__Available data__

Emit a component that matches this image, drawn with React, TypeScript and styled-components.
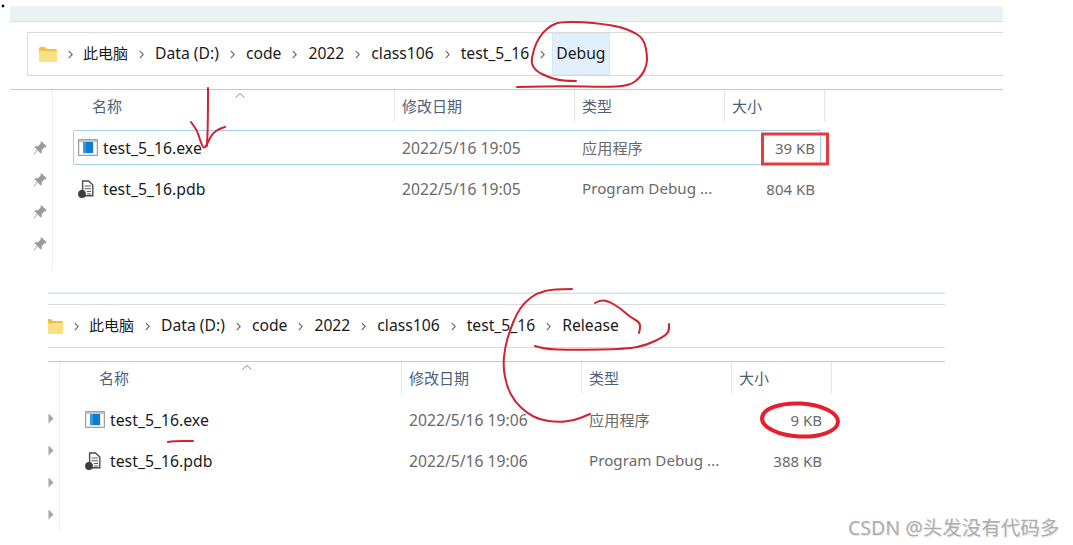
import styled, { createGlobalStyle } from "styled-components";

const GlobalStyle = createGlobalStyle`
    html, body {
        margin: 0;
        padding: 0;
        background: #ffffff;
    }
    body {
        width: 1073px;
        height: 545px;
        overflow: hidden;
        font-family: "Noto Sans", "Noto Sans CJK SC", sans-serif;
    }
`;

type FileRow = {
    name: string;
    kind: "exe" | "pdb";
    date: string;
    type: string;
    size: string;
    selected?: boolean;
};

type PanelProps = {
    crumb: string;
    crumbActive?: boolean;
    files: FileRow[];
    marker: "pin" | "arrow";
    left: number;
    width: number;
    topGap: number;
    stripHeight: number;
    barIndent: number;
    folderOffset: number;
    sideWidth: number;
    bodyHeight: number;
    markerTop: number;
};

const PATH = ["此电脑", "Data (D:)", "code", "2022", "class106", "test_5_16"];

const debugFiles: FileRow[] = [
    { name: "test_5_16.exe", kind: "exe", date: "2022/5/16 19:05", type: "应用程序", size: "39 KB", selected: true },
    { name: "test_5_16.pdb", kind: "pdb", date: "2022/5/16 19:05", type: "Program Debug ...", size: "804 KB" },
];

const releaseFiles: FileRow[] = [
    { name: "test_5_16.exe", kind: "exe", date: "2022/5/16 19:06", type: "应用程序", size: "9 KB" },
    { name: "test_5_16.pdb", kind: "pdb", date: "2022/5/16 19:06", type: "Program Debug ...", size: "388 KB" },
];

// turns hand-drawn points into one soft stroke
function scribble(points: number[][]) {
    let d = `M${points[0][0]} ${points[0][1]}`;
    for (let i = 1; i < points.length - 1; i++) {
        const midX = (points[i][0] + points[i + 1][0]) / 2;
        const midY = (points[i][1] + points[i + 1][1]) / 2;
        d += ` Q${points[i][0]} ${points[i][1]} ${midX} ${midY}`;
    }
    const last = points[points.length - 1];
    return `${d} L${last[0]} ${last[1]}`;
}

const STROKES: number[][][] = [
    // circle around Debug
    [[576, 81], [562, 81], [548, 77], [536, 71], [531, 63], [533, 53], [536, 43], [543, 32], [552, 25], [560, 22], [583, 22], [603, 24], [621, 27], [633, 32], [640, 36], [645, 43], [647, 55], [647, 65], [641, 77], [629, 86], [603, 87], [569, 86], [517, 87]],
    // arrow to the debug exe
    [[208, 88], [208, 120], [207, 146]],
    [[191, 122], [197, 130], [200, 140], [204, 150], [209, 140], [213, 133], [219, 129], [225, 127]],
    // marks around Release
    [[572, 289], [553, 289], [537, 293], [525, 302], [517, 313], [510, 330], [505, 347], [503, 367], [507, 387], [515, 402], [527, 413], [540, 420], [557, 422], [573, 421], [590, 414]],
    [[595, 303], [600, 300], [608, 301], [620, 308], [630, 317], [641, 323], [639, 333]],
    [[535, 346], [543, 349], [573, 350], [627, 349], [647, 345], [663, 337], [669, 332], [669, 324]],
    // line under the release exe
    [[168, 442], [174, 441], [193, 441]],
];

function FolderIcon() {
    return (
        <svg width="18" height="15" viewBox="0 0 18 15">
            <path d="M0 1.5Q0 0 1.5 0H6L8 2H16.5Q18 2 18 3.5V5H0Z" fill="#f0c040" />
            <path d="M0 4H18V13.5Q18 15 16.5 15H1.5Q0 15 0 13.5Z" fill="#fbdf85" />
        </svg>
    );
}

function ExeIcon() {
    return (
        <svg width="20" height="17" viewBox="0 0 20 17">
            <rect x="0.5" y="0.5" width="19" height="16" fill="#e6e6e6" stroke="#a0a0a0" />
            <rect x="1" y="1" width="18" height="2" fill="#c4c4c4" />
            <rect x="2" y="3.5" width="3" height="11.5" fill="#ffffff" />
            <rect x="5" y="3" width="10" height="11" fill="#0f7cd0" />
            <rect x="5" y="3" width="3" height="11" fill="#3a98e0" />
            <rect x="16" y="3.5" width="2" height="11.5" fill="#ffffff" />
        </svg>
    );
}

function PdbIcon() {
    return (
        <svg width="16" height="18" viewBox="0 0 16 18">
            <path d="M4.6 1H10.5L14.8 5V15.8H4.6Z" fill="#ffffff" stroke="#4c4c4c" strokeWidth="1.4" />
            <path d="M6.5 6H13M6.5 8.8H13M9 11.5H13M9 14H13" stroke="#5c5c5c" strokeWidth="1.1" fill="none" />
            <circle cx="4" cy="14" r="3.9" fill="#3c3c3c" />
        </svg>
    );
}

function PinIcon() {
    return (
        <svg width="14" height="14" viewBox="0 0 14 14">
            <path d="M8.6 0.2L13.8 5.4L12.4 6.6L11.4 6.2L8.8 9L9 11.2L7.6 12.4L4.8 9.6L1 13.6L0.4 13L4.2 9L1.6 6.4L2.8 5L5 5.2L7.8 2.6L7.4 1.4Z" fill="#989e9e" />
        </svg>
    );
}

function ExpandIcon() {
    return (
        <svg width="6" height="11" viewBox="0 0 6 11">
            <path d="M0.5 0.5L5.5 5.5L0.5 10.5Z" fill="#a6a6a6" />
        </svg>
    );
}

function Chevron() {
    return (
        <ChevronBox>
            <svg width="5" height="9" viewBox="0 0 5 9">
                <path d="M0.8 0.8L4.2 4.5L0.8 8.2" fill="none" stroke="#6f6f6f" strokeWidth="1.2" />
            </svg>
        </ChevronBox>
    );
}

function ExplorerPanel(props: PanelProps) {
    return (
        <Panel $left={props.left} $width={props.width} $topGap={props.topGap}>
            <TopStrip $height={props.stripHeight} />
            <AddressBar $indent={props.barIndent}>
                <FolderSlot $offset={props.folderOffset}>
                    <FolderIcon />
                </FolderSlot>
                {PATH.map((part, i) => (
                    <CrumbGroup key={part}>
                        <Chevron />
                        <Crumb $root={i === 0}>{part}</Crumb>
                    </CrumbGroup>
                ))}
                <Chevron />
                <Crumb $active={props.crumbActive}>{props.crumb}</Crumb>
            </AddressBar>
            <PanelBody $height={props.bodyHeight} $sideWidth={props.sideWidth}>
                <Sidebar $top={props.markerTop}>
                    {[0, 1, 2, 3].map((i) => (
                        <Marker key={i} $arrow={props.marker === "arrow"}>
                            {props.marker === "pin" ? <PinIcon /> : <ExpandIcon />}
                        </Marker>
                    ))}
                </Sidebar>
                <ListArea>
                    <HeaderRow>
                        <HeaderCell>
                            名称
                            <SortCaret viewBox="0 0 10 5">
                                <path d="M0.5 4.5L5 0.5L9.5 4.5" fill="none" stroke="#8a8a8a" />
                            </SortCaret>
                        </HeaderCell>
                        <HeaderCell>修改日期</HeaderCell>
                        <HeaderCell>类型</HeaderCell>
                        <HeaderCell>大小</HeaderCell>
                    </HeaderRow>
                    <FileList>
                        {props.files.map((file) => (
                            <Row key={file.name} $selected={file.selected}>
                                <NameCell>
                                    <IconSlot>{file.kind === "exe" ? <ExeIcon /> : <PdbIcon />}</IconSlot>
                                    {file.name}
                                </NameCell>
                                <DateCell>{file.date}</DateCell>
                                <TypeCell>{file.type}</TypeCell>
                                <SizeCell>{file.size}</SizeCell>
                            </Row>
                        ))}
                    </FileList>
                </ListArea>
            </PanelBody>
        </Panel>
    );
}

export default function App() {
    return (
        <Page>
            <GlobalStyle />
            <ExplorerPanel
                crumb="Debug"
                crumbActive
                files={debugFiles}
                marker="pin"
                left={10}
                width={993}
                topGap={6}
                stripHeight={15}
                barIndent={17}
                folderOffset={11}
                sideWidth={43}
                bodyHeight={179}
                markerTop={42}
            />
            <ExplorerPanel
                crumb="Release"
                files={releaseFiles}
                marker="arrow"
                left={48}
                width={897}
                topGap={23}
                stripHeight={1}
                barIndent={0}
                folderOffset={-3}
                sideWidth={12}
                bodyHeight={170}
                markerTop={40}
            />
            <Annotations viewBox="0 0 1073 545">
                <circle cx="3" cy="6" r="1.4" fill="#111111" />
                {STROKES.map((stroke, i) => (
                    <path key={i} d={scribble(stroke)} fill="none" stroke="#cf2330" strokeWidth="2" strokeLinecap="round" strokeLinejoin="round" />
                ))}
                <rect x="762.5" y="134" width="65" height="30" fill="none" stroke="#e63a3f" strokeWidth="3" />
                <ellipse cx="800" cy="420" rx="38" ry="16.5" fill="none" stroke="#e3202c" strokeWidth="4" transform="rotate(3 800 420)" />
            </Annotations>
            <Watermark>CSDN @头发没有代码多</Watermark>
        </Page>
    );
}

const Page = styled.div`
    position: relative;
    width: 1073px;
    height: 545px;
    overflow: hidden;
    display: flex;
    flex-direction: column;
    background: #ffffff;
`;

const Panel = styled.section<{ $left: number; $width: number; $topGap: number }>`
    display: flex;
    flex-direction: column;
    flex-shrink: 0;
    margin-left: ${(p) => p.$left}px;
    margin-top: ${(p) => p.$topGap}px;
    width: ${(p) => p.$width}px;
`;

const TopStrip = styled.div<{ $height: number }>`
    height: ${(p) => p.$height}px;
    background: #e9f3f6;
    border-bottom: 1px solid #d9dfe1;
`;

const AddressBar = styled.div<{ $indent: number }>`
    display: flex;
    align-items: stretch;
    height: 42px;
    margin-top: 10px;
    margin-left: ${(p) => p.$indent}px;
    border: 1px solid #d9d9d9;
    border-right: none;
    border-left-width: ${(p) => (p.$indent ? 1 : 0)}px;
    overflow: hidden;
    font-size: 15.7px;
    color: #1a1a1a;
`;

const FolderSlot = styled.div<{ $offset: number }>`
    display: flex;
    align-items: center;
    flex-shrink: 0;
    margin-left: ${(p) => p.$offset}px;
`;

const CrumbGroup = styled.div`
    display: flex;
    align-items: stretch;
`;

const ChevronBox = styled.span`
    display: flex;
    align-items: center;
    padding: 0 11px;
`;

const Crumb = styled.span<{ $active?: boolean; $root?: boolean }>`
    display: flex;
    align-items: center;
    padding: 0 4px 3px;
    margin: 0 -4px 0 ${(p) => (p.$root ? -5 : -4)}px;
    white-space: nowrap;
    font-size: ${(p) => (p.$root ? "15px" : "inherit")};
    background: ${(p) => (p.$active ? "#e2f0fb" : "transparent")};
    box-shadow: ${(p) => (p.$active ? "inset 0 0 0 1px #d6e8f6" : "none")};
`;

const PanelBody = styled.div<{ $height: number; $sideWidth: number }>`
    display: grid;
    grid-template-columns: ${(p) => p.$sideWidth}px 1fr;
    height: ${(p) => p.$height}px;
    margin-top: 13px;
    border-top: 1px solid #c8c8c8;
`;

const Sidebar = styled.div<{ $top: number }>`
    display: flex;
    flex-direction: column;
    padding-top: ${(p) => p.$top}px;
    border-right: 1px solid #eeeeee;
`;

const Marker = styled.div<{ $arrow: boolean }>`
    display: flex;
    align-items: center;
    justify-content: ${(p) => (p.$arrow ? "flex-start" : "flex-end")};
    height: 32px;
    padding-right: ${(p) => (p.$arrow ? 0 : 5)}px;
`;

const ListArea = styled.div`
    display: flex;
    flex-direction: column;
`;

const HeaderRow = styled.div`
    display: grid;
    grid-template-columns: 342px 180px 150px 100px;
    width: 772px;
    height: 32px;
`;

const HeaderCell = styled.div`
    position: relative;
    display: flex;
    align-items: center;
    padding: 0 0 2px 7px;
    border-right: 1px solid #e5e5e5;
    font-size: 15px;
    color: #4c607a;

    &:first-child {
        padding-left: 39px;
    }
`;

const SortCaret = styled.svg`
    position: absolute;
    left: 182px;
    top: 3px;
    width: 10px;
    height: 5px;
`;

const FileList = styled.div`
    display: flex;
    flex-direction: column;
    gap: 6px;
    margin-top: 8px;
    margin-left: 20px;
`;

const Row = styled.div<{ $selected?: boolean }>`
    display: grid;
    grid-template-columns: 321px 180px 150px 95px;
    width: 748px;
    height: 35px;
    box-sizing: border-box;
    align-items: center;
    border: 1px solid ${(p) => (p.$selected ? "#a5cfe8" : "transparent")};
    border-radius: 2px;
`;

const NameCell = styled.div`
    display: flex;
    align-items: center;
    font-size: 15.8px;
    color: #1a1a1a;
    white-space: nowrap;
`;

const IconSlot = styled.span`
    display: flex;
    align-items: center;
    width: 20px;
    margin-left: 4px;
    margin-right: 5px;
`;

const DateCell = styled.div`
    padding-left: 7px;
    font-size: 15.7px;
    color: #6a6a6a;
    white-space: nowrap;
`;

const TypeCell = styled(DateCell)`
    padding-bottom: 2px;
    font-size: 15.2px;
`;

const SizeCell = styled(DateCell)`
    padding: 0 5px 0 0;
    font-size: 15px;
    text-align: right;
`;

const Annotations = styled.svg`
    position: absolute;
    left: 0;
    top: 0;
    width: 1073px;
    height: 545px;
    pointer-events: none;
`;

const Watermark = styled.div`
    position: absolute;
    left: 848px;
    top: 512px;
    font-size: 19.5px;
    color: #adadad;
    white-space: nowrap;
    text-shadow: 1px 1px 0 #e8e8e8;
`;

__Short exercise__
Every line above that contains the word "components" should be reported.

__Exercise answer__
Emit a component that matches this image, drawn with React, TypeScript and styled-components.
import styled, { createGlobalStyle } from "styled-components";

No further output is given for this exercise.